* **SHORT TASK**
Write out the material exactly, without any of its pictures.

* **MATERIAL PROVIDED**
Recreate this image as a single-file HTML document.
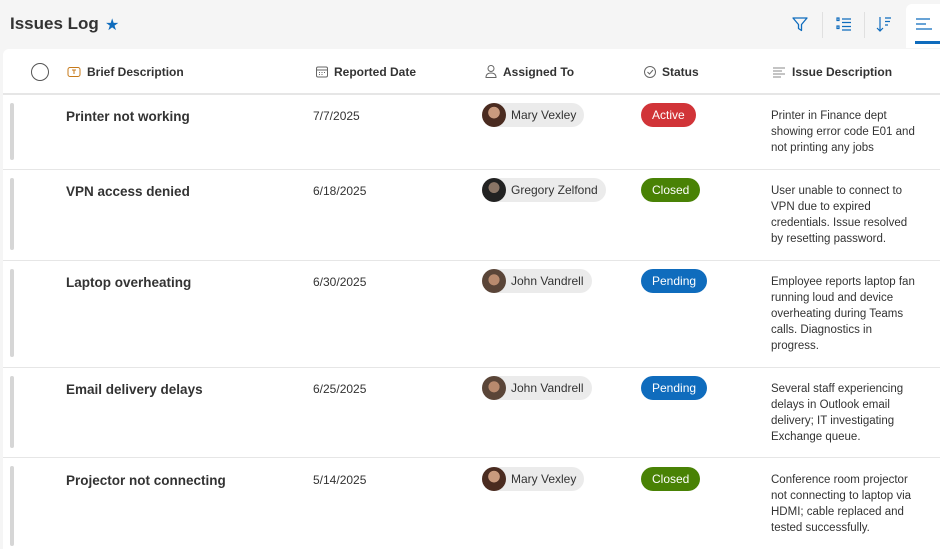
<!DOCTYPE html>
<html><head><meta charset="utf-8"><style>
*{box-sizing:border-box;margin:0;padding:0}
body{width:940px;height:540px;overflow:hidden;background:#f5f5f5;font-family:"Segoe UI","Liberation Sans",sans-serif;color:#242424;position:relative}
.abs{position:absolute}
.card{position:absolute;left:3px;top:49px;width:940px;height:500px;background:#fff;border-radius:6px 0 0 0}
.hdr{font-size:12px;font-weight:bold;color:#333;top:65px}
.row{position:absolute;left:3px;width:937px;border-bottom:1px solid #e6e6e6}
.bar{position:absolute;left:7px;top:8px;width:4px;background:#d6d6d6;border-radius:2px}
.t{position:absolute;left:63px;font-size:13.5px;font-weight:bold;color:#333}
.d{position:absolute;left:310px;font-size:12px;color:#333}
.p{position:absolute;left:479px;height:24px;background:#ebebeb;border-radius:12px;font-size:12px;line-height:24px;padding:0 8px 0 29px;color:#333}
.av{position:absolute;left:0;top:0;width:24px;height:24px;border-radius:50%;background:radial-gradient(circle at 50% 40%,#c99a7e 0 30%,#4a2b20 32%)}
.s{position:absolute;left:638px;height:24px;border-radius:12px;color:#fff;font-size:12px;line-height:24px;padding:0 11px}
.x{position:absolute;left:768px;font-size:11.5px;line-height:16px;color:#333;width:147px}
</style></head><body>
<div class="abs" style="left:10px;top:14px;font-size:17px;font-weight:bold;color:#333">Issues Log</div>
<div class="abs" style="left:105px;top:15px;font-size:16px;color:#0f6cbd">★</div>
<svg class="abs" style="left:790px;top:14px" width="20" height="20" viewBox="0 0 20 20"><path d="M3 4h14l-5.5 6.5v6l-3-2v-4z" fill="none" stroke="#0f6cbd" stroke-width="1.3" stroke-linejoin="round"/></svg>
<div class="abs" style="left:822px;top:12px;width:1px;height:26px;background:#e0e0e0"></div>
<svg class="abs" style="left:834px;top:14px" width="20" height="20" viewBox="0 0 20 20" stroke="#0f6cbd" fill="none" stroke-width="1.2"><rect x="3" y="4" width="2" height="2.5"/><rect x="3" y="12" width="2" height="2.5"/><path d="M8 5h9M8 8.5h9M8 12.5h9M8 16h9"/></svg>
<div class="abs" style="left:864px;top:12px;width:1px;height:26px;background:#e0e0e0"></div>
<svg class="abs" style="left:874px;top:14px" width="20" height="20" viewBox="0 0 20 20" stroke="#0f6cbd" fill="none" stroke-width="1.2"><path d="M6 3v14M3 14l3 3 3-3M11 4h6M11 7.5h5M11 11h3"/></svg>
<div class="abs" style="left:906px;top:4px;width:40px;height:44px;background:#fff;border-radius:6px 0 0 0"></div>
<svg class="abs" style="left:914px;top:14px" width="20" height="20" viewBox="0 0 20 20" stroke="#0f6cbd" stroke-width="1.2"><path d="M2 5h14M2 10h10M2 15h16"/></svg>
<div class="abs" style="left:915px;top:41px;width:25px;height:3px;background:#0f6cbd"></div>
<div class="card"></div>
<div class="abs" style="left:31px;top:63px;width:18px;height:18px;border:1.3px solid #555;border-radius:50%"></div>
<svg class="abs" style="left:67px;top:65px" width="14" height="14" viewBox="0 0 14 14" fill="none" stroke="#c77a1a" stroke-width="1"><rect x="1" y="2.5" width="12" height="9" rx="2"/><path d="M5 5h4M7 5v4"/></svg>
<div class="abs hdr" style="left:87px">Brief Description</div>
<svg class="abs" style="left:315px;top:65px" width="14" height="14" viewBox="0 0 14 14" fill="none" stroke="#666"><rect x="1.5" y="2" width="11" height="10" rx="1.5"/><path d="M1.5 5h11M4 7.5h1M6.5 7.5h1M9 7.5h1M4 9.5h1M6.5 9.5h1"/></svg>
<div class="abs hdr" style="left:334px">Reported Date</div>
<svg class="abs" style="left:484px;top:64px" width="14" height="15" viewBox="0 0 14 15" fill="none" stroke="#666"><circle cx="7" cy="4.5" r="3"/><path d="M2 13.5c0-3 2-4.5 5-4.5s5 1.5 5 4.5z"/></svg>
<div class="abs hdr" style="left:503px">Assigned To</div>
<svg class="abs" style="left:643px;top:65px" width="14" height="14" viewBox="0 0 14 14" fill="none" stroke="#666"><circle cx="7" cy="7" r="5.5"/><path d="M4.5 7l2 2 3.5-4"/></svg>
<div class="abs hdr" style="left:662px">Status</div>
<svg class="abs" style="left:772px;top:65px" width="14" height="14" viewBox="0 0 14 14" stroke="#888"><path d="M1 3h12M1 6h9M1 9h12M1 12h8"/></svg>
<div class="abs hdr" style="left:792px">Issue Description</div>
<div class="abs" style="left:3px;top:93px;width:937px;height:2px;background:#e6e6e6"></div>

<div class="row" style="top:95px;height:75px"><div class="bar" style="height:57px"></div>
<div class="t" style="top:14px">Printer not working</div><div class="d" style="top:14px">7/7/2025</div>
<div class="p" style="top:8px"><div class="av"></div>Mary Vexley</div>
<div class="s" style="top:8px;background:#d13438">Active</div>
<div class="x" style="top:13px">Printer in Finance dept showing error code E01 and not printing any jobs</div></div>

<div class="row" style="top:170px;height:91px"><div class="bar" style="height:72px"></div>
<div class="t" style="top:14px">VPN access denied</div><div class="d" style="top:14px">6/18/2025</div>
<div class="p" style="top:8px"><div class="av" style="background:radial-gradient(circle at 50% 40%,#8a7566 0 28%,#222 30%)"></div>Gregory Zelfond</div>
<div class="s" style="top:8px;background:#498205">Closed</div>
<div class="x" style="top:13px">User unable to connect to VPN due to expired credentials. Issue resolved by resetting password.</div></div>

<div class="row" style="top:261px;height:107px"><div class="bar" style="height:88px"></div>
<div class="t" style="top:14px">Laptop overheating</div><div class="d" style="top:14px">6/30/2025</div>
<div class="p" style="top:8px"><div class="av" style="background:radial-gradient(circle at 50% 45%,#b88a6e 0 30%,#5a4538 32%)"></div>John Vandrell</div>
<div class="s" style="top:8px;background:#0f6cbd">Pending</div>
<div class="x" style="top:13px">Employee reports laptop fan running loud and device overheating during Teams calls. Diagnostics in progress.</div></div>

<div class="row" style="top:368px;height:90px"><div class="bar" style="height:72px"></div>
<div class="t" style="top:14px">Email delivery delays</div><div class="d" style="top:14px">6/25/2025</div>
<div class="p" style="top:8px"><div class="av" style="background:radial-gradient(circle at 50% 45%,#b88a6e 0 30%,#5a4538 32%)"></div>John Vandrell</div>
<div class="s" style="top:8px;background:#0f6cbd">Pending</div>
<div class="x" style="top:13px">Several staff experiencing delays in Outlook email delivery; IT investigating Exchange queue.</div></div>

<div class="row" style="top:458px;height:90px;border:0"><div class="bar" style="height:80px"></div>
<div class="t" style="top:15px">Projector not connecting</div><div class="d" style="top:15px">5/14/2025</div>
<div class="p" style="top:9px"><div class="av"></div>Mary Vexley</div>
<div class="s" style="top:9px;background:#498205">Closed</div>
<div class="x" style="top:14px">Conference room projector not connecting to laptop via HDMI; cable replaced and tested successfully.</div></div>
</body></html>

* **TASK RESULT**
Recreate this image as a single-file HTML document.
<!DOCTYPE html>
<html><head><meta charset="utf-8"><style>
*{box-sizing:border-box;margin:0;padding:0}
body{width:940px;height:540px;overflow:hidden;background:#f5f5f5;font-family:"Segoe UI","Liberation Sans",sans-serif;color:#242424;position:relative}
.abs{position:absolute}
.card{position:absolute;left:3px;top:49px;width:940px;height:500px;background:#fff;border-radius:6px 0 0 0}
.hdr{font-size:12px;font-weight:bold;color:#333;top:65px}
.row{position:absolute;left:3px;width:937px;border-bottom:1px solid #e6e6e6}
.bar{position:absolute;left:7px;top:8px;width:4px;background:#d6d6d6;border-radius:2px}
.t{position:absolute;left:63px;font-size:13.5px;font-weight:bold;color:#333}
.d{position:absolute;left:310px;font-size:12px;color:#333}
.p{position:absolute;left:479px;height:24px;background:#ebebeb;border-radius:12px;font-size:12px;line-height:24px;padding:0 8px 0 29px;color:#333}
.av{position:absolute;left:0;top:0;width:24px;height:24px;border-radius:50%;background:radial-gradient(circle at 50% 40%,#c99a7e 0 30%,#4a2b20 32%)}
.s{position:absolute;left:638px;height:24px;border-radius:12px;color:#fff;font-size:12px;line-height:24px;padding:0 11px}
.x{position:absolute;left:768px;font-size:11.5px;line-height:16px;color:#333;width:147px}
</style></head><body>
<div class="abs" style="left:10px;top:14px;font-size:17px;font-weight:bold;color:#333">Issues Log</div>
<div class="abs" style="left:105px;top:15px;font-size:16px;color:#0f6cbd">★</div>
<svg class="abs" style="left:790px;top:14px" width="20" height="20" viewBox="0 0 20 20"><path d="M3 4h14l-5.5 6.5v6l-3-2v-4z" fill="none" stroke="#0f6cbd" stroke-width="1.3" stroke-linejoin="round"/></svg>
<div class="abs" style="left:822px;top:12px;width:1px;height:26px;background:#e0e0e0"></div>
<svg class="abs" style="left:834px;top:14px" width="20" height="20" viewBox="0 0 20 20" stroke="#0f6cbd" fill="none" stroke-width="1.2"><rect x="3" y="4" width="2" height="2.5"/><rect x="3" y="12" width="2" height="2.5"/><path d="M8 5h9M8 8.5h9M8 12.5h9M8 16h9"/></svg>
<div class="abs" style="left:864px;top:12px;width:1px;height:26px;background:#e0e0e0"></div>
<svg class="abs" style="left:874px;top:14px" width="20" height="20" viewBox="0 0 20 20" stroke="#0f6cbd" fill="none" stroke-width="1.2"><path d="M6 3v14M3 14l3 3 3-3M11 4h6M11 7.5h5M11 11h3"/></svg>
<div class="abs" style="left:906px;top:4px;width:40px;height:44px;background:#fff;border-radius:6px 0 0 0"></div>
<svg class="abs" style="left:914px;top:14px" width="20" height="20" viewBox="0 0 20 20" stroke="#0f6cbd" stroke-width="1.2"><path d="M2 5h14M2 10h10M2 15h16"/></svg>
<div class="abs" style="left:915px;top:41px;width:25px;height:3px;background:#0f6cbd"></div>
<div class="card"></div>
<div class="abs" style="left:31px;top:63px;width:18px;height:18px;border:1.3px solid #555;border-radius:50%"></div>
<svg class="abs" style="left:67px;top:65px" width="14" height="14" viewBox="0 0 14 14" fill="none" stroke="#c77a1a" stroke-width="1"><rect x="1" y="2.5" width="12" height="9" rx="2"/><path d="M5 5h4M7 5v4"/></svg>
<div class="abs hdr" style="left:87px">Brief Description</div>
<svg class="abs" style="left:315px;top:65px" width="14" height="14" viewBox="0 0 14 14" fill="none" stroke="#666"><rect x="1.5" y="2" width="11" height="10" rx="1.5"/><path d="M1.5 5h11M4 7.5h1M6.5 7.5h1M9 7.5h1M4 9.5h1M6.5 9.5h1"/></svg>
<div class="abs hdr" style="left:334px">Reported Date</div>
<svg class="abs" style="left:484px;top:64px" width="14" height="15" viewBox="0 0 14 15" fill="none" stroke="#666"><circle cx="7" cy="4.5" r="3"/><path d="M2 13.5c0-3 2-4.5 5-4.5s5 1.5 5 4.5z"/></svg>
<div class="abs hdr" style="left:503px">Assigned To</div>
<svg class="abs" style="left:643px;top:65px" width="14" height="14" viewBox="0 0 14 14" fill="none" stroke="#666"><circle cx="7" cy="7" r="5.5"/><path d="M4.5 7l2 2 3.5-4"/></svg>
<div class="abs hdr" style="left:662px">Status</div>
<svg class="abs" style="left:772px;top:65px" width="14" height="14" viewBox="0 0 14 14" stroke="#888"><path d="M1 3h12M1 6h9M1 9h12M1 12h8"/></svg>
<div class="abs hdr" style="left:792px">Issue Description</div>
<div class="abs" style="left:3px;top:93px;width:937px;height:2px;background:#e6e6e6"></div>

<div class="row" style="top:95px;height:75px"><div class="bar" style="height:57px"></div>
<div class="t" style="top:14px">Printer not working</div><div class="d" style="top:14px">7/7/2025</div>
<div class="p" style="top:8px"><div class="av"></div>Mary Vexley</div>
<div class="s" style="top:8px;background:#d13438">Active</div>
<div class="x" style="top:13px">Printer in Finance dept showing error code E01 and not printing any jobs</div></div>

<div class="row" style="top:170px;height:91px"><div class="bar" style="height:72px"></div>
<div class="t" style="top:14px">VPN access denied</div><div class="d" style="top:14px">6/18/2025</div>
<div class="p" style="top:8px"><div class="av" style="background:radial-gradient(circle at 50% 40%,#8a7566 0 28%,#222 30%)"></div>Gregory Zelfond</div>
<div class="s" style="top:8px;background:#498205">Closed</div>
<div class="x" style="top:13px">User unable to connect to VPN due to expired credentials. Issue resolved by resetting password.</div></div>

<div class="row" style="top:261px;height:107px"><div class="bar" style="height:88px"></div>
<div class="t" style="top:14px">Laptop overheating</div><div class="d" style="top:14px">6/30/2025</div>
<div class="p" style="top:8px"><div class="av" style="background:radial-gradient(circle at 50% 45%,#b88a6e 0 30%,#5a4538 32%)"></div>John Vandrell</div>
<div class="s" style="top:8px;background:#0f6cbd">Pending</div>
<div class="x" style="top:13px">Employee reports laptop fan running loud and device overheating during Teams calls. Diagnostics in progress.</div></div>

<div class="row" style="top:368px;height:90px"><div class="bar" style="height:72px"></div>
<div class="t" style="top:14px">Email delivery delays</div><div class="d" style="top:14px">6/25/2025</div>
<div class="p" style="top:8px"><div class="av" style="background:radial-gradient(circle at 50% 45%,#b88a6e 0 30%,#5a4538 32%)"></div>John Vandrell</div>
<div class="s" style="top:8px;background:#0f6cbd">Pending</div>
<div class="x" style="top:13px">Several staff experiencing delays in Outlook email delivery; IT investigating Exchange queue.</div></div>

<div class="row" style="top:458px;height:90px;border:0"><div class="bar" style="height:80px"></div>
<div class="t" style="top:15px">Projector not connecting</div><div class="d" style="top:15px">5/14/2025</div>
<div class="p" style="top:9px"><div class="av"></div>Mary Vexley</div>
<div class="s" style="top:9px;background:#498205">Closed</div>
<div class="x" style="top:14px">Conference room projector not connecting to laptop via HDMI; cable replaced and tested successfully.</div></div>
</body></html>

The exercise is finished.